If the \(p\)-value is greater than \(\alpha\), then we fail to reject the null hypothesis. This does not prove that the null hypothesis is true. Instead it means that we did not obtain convincing enough evidence to reject the null hypothesis.
14.1.3 Example 01
The CEO of a large electric utility claims that 80 percent of his 1,000,000 customers are very satisfied with the service they receive. To test this claim, the local newspaper surveyed 100 customers, using simple random sampling. Among the sampled customers, 73 percent say they are very satisfied. Based on these findings, can we reject the CEO’s hypothesis that 80% of the customers are very satisfied? Use a 0.05 level of significance
From here.
Data
\[ n=100, \,\,\, \hat{p}=0.73, \,\,\, p_0=0.80 \]
Hypothesis
\[ H_0: p= 0.80 \] \[ H_1: p \neq 0.80 \]
t-stat
\[ Z=\dfrac{0.73-0.80}{\sqrt{0.80(1-0.80) \left( \dfrac{1}{100} \right)}} = -1.75\]
p-value
- The \(p\)-value is the probability of being less or greater than 1.75, which is \(P(z < -1.75) = 0.04\), and \(P(z > 1.75) = 0.04\).
- Thus, the \(p\)-value \(= 0.04 + 0.04 = 0.08012\).
- Since the \(p\)-value is greater than \(0.05\), we don’t have quite enough evidence to reject \(H_0\).
Conclusion
Since the \(p\)-value (\(0.08\)) is greater than the significance level (\(0.05\)), we cannot reject the null hypothesis.
Suppose the previous example is stated a little bit differently. Suppose the CEO claims that at least 80 percent of the company’s 1,000,000 customers are very satisfied. Again, 100 customers are surveyed using simple random sampling. The result: 73 percent are very satisfied. Based on these results, should we accept or reject the CEO’s hypothesis? Assume a significance level of \(0.05\).
14.1.4 Example 02
A bank will open a new branch in a particular neighborhood if it can be reasonably sure that at least 10% of the residents will consider banking at the new branch.
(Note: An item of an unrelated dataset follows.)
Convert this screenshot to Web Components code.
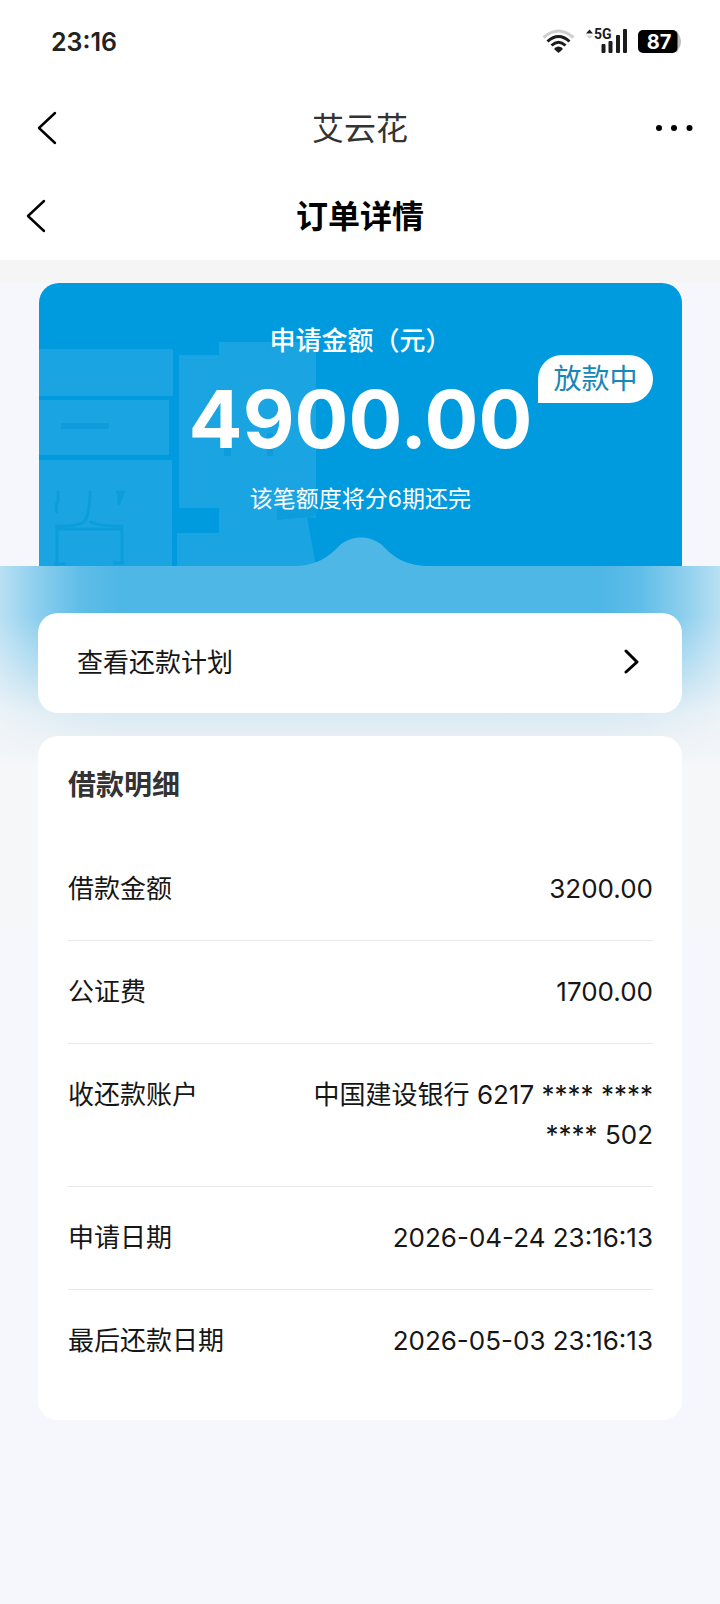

The bank will use a significance level of \(0.05\) to make its decision. The bank does a survey of residents of a particular neighborhood and finds that \(19\) out of \(100\) random people surveyed said they’d consider banking at the new branch. Run a test and determine whether the bank should open the new branch, considering its standard policy.
From here
Data
\[ n=100, \,\,\, \hat{p}=0.19, \,\,\, p_0=0.10 \]
Hypothesis
\[ H_0: p \leq 0.10 \] \[ H_1: p > 0.10 \]
t-stat
\[ Z=\dfrac{0.19-0.10}{\sqrt{0.10(1-0.10) \left( \dfrac{1}{100} \right)}} = 3\]
p-value
- The \(p\)-value is the probability of being higher than \(3\), which is \(P(z > 3) = 1 – 0.9987 = 0.0013\).
- Thus, the \(p\)-value is much lower than \(0.05\), we have evidence to reject \(H_0\).
Conclusion
The bank wanted to use a significance level of \(0.05\), so \(\alpha = 0.05\), and the \(p\)-value of \(0.0013\) is much lower than that. So we reject the null hypothesis and state that we have empirical evidence that more than 10% of the residents will consider banking at the new branch.That is, the bank should open the new office at that neighborhood.
14.1.5 Example 03
A corporate call center hopes to resolve \(75\%\) or more of customer calls through an automated computer voice recognition system. It randomly surveys \(50\) recent customers; \(45\) report that their issue was resolved.
Can the management of the corporation conclude that the computer system is hitting its minimum target, using a significance level of \(0.05\)?
From here
Data
\[ n=50, \,\,\, \hat{p}=\frac{45}{50}=0.90, \,\,\, p_0=0.75 \]
Hypothesis
\[ H_0: p \leq 0.75 \] \[ H_1: p > 0.75 \]
t-stat
\[ Z=\dfrac{0.90-0.75}{\sqrt{0.75(1-0.75) \left( \dfrac{1}{50} \right)}} = 2.4495\]
p-value
- The \(p\)-value is the probability of being higher than \(2.4495\), which is \(P(z > 2.4495) = 0.00715\).
- Thus, the \(p\)-value is less than \(0.05\), we have evidence to reject \(H_0\).
Conclusion
Since we have evidence to reject \(H_0\), we conclude that the the computer system is hitting its minimum target.